- Born: July 8, 1912 Guayaquil, Ecuador
- Died: 21 February 1973 (aged 60) Guayaquil, Ecuador
- Occupation: Writer
- Spouse: Alba Calderón
- Writing career
- Genre: Social Realism
- Notable works: Nuestro Pan (Our Daily Bread) (1942), Yunga (1933), Relatos de Emanuel (1939)

= Enrique Gil Gilbert =

Ecuadorian novelist, journalist and poet

Enrique Gil Gilbert (July 8, 1912 – February 21, 1973) was an Ecuadorian novelist, journalist, poet, and a high-ranking member of the Communist Party of Ecuador.

Gil Gilbert was born and died in the coastal city of Guayaquil, and was the youngest member of the Guayaquil Group, which was one of the most renowned literary and intellectual groups in Ecuador in 1930–40.

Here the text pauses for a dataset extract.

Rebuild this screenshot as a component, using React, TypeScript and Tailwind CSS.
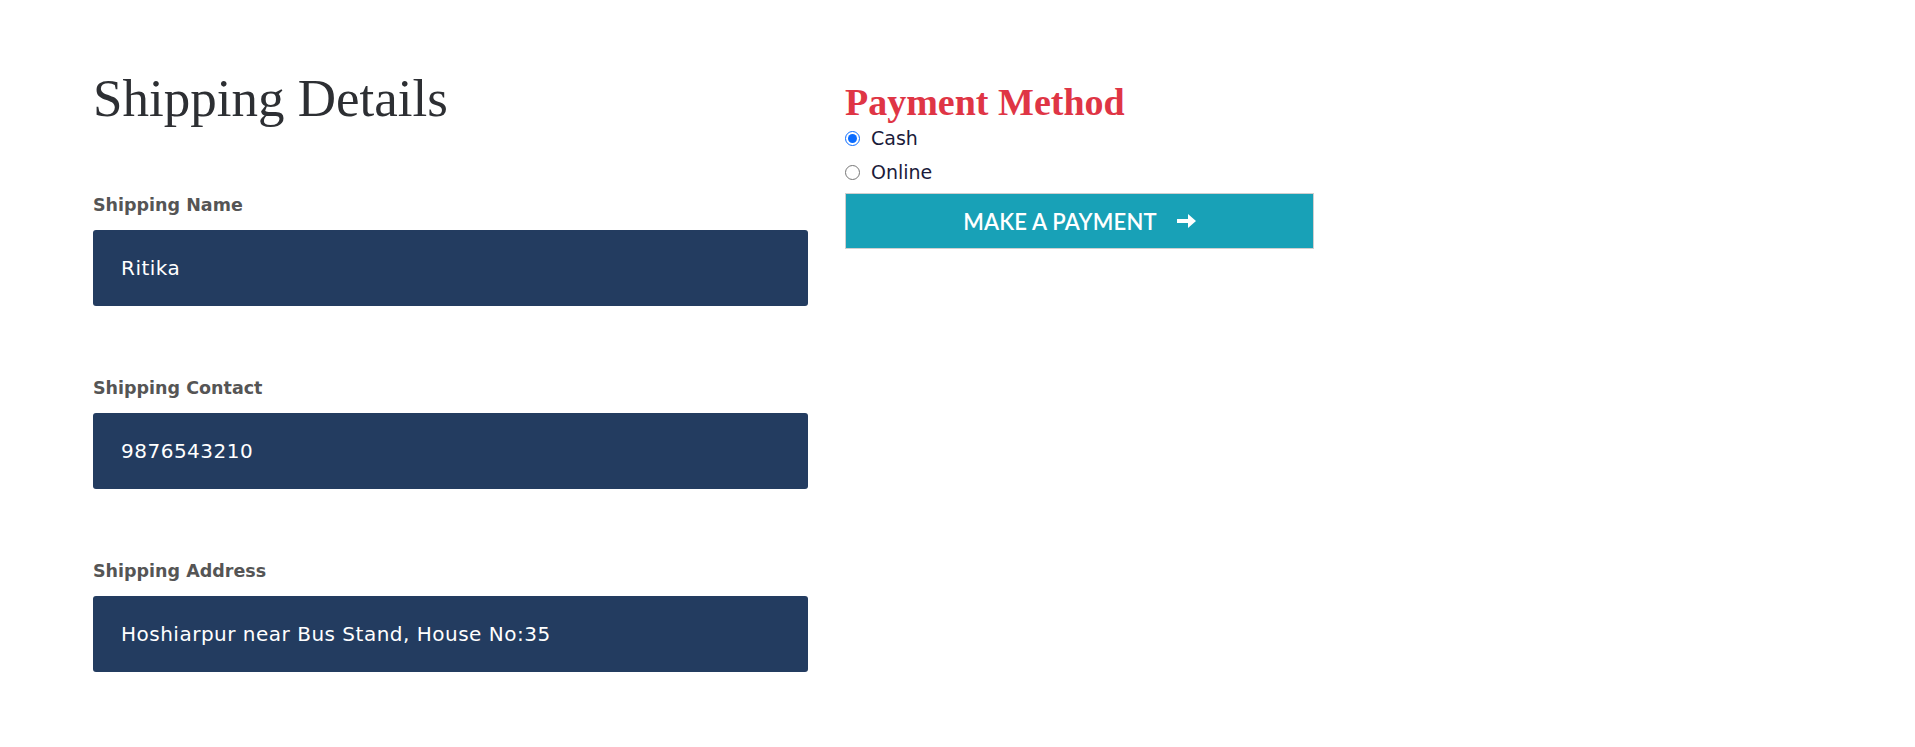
import React, { useState } from "react";

const fields = [
  { label: "Shipping Name", value: "Ritika" },
  { label: "Shipping Contact", value: "9876543210" },
  { label: "Shipping Address", value: "Hoshiarpur near Bus Stand, House No:35" },
];

const App: React.FC = () => {
  const [method, setMethod] = useState("cash");

  return (
    <div className="min-h-[747px] bg-white font-['Open_Sans',sans-serif]">
      <div className="flex pl-[93px] pt-[68px]">
        <div className="w-[715px]">
          <h1 className="font-['Liberation_Serif',serif] text-[53px] leading-[60px] text-[#2d2f33]">
            Shipping Details
          </h1>
          <div className="mt-[65px]">
            {fields.map((f) => (
              <div key={f.label} className="mb-[70px]">
                <label className="block font-['DejaVu_Sans',sans-serif] text-[17.5px] leading-[24px] font-bold text-[#555555]">
                  {f.label}
                </label>
                <input
                  readOnly
                  value={f.value}
                  className="mt-[13px] block h-[76px] w-full rounded-[3px] bg-[#233c60] px-[28px] font-['DejaVu_Sans',sans-serif] text-[20px] tracking-[0.5px] text-white outline-none"
                />
              </div>
            ))}
          </div>
        </div>

        <div className="ml-[37px] w-[469px] pt-[15px]">
          <h2 className="font-['Liberation_Serif',serif] text-[38px] leading-[38px] font-bold text-[#df3545]">
            Payment Method
          </h2>
          <label className="flex h-[34px] items-center gap-[11px] font-['DejaVu_Sans',sans-serif] text-[19px] text-[#1b1b3a]">
            <input
              type="radio"
              name="pay"
              checked={method === "cash"}
              onChange={() => setMethod("cash")}
              className="ml-0 h-[15px] w-[15px] accent-[#0a6cff]"
            />
            Cash
          </label>
          <label className="flex h-[34px] items-center gap-[11px] font-['DejaVu_Sans',sans-serif] text-[19px] text-[#1b1b3a]">
            <input
              type="radio"
              name="pay"
              checked={method === "online"}
              onChange={() => setMethod("online")}
              className="ml-0 h-[15px] w-[15px] accent-[#0a6cff]"
            />
            Online
          </label>
          <button className="mt-[4px] flex h-[56px] w-full items-center justify-center gap-[20px] border border-[#cfcfcf] bg-[#18a1b7] font-['Lato',sans-serif] text-[22px] font-semibold tracking-[0.2px] text-white">
            MAKE A PAYMENT
            <svg width="19" height="14" viewBox="0 0 19 14" fill="white">
              <path d="M0 5h11V0l8 7-8 7V9H0z" />
            </svg>
          </button>
        </div>
      </div>
    </div>
  );
};

export default App;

Gil Gilbert's most famous novel is Nuestro Pan (Our Daily Bread) (1942), which was translated into English (1943), German, Japanese, and Czech. The novel won Honourable Mention in the Latin-American Prize Novel Competition.

==The Guayaquil Group==

Critics and historians agree that the Guayaquil Group emerged with the publication of Los que se van, cuentos del cholo y del motuvio (The Vanishing Ones. Stories about the Cholo and the Montuvio) (1930), a social realist book of 34 short stories by Demetrio Aguilera Malta, Joaquín Gallegos Lara, and Enrique Gil Gilbert, that dealt with the lives of the coastal peasant of Ecuador. It marked a whole new type of literature in Ecuador, which until then had been characterized by Romanticism and Modernism.

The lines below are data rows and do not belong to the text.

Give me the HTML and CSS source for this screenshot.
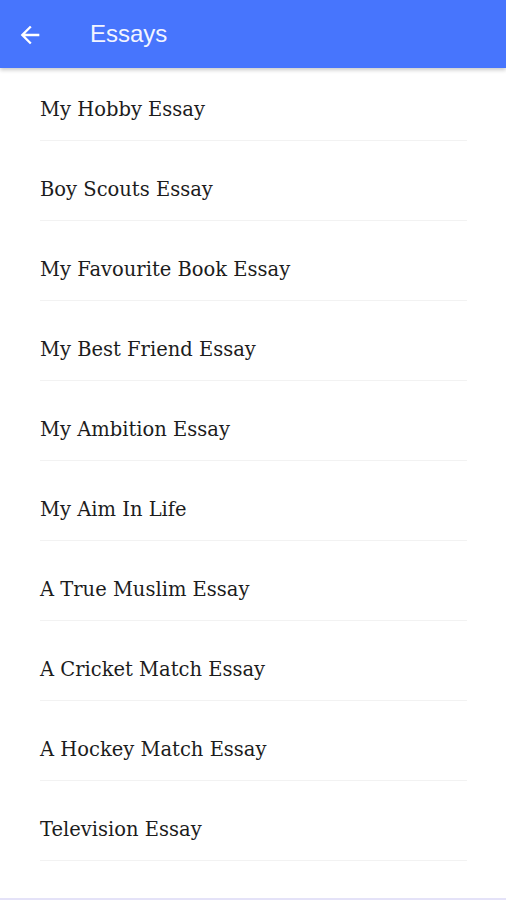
FILE: index.html
```html
<!DOCTYPE html>
<html lang="en">
<head>
    <meta charset="UTF-8">
    <meta name="viewport" content="width=device-width, initial-scale=1.0">
    <title>Essays</title>
    <link rel="stylesheet" href="styles.css">
</head>
<body>
    <div class="app">
        <header class="toolbar">
            <button class="back-btn" aria-label="Back">
                <svg width="28" height="28" viewBox="0 0 24 24">
                    <path d="M20 11H7.83l5.59-5.59L12 4l-8 8 8 8 1.41-1.41L7.83 13H20v-2z" fill="#fff"/>
                </svg>
            </button>
            <h1 class="toolbar-title">Essays</h1>
        </header>

        <ul class="essay-list">
            <li class="essay-item">My Hobby Essay</li>
            <li class="essay-item">Boy Scouts Essay</li>
            <li class="essay-item">My Favourite Book Essay</li>
            <li class="essay-item">My Best Friend Essay</li>
            <li class="essay-item">My Ambition Essay</li>
            <li class="essay-item">My Aim In Life</li>
            <li class="essay-item">A True Muslim Essay</li>
            <li class="essay-item">A Cricket Match Essay</li>
            <li class="essay-item">A Hockey Match Essay</li>
            <li class="essay-item">Television Essay</li>
        </ul>
    </div>
</body>
</html>
```

FILE: styles.css
```css
html, body {
    margin: 0;
    padding: 0;
}
body {
    font-family: "DejaVu Serif", serif;
    background: #fff;
    color: #1c1c1c;
}
.app {
    height: 900px;
    overflow: hidden;
    border-bottom: 2px solid #e4e2f8;
    box-sizing: border-box;
}
.toolbar {
    position: relative;
    z-index: 1;
    height: 68px;
    background: #4775fd;
    display: flex;
    align-items: center;
    box-shadow: 0 2px 4px rgba(0, 0, 0, 0.22);
}
.back-btn {
    background: none;
    border: none;
    padding: 0;
    margin: 2px 0 0 16px;
    width: 28px;
    height: 28px;
    display: flex;
}
.toolbar-title {
    margin: 0 0 0 46px;
    font-family: "Liberation Sans", Arial, sans-serif;
    font-weight: normal;
    font-size: 24px;
    color: #f2f4ff;
}
.essay-list {
    list-style: none;
    margin: 0;
    padding: 0 39px 0 40px;
}
.essay-item {
    font-size: 19.5px;
    line-height: 20px;
    padding: 39px 0 20px;
    border-bottom: 1px solid #f2f2f2;
}
.essay-item:first-child {
    padding-top: 32px;
}
```
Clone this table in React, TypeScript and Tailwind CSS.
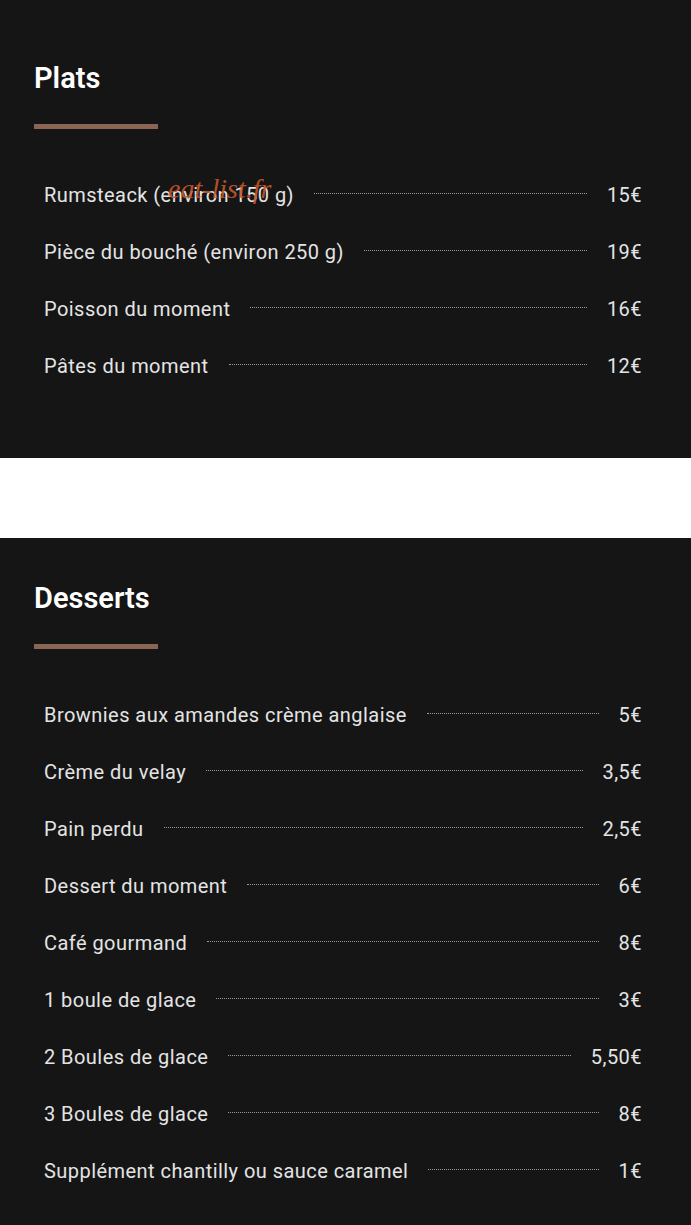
const plats = [
  { name: "Rumsteack (environ 150 g)", price: "15€" },
  { name: "Pièce du bouché (environ 250 g)", price: "19€" },
  { name: "Poisson du moment", price: "16€" },
  { name: "Pâtes du moment", price: "12€" },
];

const desserts = [
  { name: "Brownies aux amandes crème anglaise", price: "5€" },
  { name: "Crème du velay", price: "3,5€" },
  { name: "Pain perdu", price: "2,5€" },
  { name: "Dessert du moment", price: "6€" },
  { name: "Café gourmand", price: "8€" },
  { name: "1 boule de glace", price: "3€" },
  { name: "2 Boules de glace", price: "5,50€" },
  { name: "3 Boules de glace", price: "8€" },
  { name: "Supplément chantilly ou sauce caramel", price: "1€" },
];

type Item = { name: string; price: string };

function MenuRow({ name, price }: Item) {
  return (
    <li className="flex items-center h-[57px] text-[20px] tracking-[0.45px] text-[#e4e4e4]">
      <span className="whitespace-nowrap">{name}</span>
      <span className="flex-1 mx-5 mt-[-2px] border-b border-dotted border-[#9a9a9a]" />
      <span className="whitespace-nowrap">{price}</span>
    </li>
  );
}

function MenuSection({
  title,
  items,
  top,
  children,
}: {
  title: string;
  items: Item[];
  top: string;
  children?: React.ReactNode;
}) {
  return (
    <section className={`relative bg-[#151515] pb-[64px] pl-[34px] pr-[49px] ${top}`}>
      <h2 className="text-[29px] leading-[40px] font-semibold text-white">{title}</h2>
      <div className="mt-[26px] w-[124px] h-[5px] bg-[#8a6553]" />
      <ul className="mt-[37px] pl-[10px]">
        {items.map((it) => (
          <MenuRow key={it.name} {...it} />
        ))}
      </ul>
      {children}
    </section>
  );
}

export default function App() {
  return (
    <div className="w-[691px] bg-white" style={{ fontFamily: "Roboto, 'Liberation Sans', sans-serif" }}>
      <MenuSection title="Plats" items={plats} top="pt-[58px]">
        <span
          className="absolute left-[168px] top-[168px] text-[28px] italic text-[#c2572a] opacity-90 pointer-events-none"
          style={{ fontFamily: "'Liberation Serif', serif" }}
        >
          eat-list.fr
        </span>
      </MenuSection>
      <div className="h-[80px] bg-white" />
      <MenuSection title="Desserts" items={desserts} top="pt-[40px]" />
    </div>
  );
}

The group's other members include:
- Demetrio Aguilera Malta
- Alfredo Pareja Diezcanseco
- Joaquín Gallegos Lara
- José de la Cuadra

Their writing featured: a socialist-inspired expose of social-economic abuses; a literature rooted in popular culture; Freudianism; a grotesque vision of the world; and a concern with anthropology and indigenous culture. The Guayaquil Group is considered a forerunner of magical realism.

==Communist life==

Gil Gilberto was a registered member of the Communist Party of Ecuador. In 1944 he traveled to Moscow in his capacity as Secretary General of the Regional Committee of the Communist Party of Ecuador. He was persecuted for his socialist and militant ideas, and in 1935, under the dictatorship of Federico Paez, he lost his teaching job at the Rocafuerte School in Guayaquil.

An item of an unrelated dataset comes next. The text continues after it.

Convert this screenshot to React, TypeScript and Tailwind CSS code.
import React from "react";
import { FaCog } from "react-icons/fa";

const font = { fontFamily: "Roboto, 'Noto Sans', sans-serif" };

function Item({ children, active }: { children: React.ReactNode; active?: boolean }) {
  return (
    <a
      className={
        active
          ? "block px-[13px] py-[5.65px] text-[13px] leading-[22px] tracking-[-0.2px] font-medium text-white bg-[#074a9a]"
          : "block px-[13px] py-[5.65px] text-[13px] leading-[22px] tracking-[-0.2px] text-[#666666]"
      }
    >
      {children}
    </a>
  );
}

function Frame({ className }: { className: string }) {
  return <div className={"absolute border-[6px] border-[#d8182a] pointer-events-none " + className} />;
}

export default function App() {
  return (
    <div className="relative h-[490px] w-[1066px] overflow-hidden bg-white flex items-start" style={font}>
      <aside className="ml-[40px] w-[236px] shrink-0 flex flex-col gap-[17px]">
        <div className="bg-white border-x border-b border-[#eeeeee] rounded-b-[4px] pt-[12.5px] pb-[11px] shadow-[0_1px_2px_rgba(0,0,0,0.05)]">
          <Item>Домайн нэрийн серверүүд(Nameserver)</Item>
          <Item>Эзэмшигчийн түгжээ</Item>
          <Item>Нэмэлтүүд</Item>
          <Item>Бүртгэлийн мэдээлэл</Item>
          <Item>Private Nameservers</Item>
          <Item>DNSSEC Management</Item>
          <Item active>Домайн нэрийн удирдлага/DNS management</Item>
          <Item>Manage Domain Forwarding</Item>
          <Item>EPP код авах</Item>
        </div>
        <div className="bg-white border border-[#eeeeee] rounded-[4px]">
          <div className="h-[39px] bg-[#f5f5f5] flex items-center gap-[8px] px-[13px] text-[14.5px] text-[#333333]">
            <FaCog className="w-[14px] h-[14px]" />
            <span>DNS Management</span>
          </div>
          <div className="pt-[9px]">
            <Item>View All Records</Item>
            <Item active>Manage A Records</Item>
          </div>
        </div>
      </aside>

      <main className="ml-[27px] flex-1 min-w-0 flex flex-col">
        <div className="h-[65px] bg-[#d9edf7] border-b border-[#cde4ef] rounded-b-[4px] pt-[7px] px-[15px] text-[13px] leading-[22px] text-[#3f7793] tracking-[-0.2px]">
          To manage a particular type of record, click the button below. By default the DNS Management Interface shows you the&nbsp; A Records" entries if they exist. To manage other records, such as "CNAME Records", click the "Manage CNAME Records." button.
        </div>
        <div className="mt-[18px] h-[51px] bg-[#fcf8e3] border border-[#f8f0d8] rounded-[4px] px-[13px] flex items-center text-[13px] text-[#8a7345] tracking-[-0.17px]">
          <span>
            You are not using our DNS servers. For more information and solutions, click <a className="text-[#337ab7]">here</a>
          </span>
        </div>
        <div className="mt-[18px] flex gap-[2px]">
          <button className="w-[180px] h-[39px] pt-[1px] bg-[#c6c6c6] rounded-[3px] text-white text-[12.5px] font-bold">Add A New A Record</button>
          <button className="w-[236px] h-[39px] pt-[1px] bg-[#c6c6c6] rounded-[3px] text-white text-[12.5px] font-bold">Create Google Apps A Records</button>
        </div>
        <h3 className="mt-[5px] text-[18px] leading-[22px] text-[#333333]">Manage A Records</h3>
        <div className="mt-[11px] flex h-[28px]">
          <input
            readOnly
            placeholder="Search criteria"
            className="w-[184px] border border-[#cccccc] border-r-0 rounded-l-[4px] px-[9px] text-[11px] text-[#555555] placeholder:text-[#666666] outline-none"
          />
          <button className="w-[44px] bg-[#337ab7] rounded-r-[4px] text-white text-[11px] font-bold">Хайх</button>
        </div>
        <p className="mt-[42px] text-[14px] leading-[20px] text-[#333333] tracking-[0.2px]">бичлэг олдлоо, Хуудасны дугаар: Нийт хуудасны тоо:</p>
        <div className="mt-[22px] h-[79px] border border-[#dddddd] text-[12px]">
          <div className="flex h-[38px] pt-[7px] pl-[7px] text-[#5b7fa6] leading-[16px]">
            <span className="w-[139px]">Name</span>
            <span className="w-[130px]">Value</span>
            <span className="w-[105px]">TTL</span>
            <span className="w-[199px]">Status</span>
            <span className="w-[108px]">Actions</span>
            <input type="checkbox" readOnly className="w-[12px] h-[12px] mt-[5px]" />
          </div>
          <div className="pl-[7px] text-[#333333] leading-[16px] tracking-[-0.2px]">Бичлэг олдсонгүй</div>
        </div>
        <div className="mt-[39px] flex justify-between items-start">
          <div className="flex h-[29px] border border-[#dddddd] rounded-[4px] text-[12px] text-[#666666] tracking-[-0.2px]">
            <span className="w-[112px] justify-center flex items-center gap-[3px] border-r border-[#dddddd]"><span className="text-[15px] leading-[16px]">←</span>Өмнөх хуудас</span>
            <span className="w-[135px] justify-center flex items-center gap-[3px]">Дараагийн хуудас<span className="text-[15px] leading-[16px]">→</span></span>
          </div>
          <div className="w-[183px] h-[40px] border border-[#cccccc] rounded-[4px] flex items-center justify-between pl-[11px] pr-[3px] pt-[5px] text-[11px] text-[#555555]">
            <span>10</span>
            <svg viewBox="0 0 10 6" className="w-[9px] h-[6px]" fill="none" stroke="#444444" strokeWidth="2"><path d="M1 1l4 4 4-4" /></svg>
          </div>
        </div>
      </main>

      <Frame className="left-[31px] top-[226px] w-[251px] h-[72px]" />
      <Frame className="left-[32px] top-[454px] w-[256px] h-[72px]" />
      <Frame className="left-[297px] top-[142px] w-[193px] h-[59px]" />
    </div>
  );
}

Gil Gilberto spent fifteen months in prison under the government of the military junta of 1963. While in prison, law enforcement ransacked his home, and his wife had to flee into exile in Chile, while his children went into hiding. They burned many of his papers and books, including a completed but unpublished book, manuscripts of unfinished works, thus many of his writings were lost forever.

When he was released from prison he was without a home, family, or any money.

==Personal life==

Gil Gilbert was married to Alba Calderón, a painter, feminist, and revolutionary, who founded the movement for the recognition of women in Ecuador.

Gil Gilbert and Calderon had two sons: Enrique Gil Calderón, a choral director, and Antonio Gil Calderon, a doctor and businessman.

==Books==
- Novels
- Nuestro pan (Guayaquil, 1942), (English translation: Our Daily Bread, 1943, by Dudley Poore. New York: Farrar & Rinehart).

- Short Stories
- Los que se van (Guayaquil, 1930)
- Yunga (Guayaquil, 1933)
- Relatos de Emanuel (Guayaquil, 1939)
- La cabeza de un niño en un tacho de basura (Guayaquil, 1967).

- Anthologies
- El nuevo relato ecuatoriano (Quito, 1951)
- Antología del cuento hispanoamericano contenporáneo (1958)
- El cuento hispanoamericano (México, 1964)
- Antología del relato ecuatoriano (Quito, 1973)
- Cuento de la generación de los 30 (Guayaquil, s.f)
- Así en la tierra como en los sueños (Quito, 1991)
- Cuento contigo (Guayaquil, 1993)
- Antología básica del cuento ecuatoriano (Quito, 1998).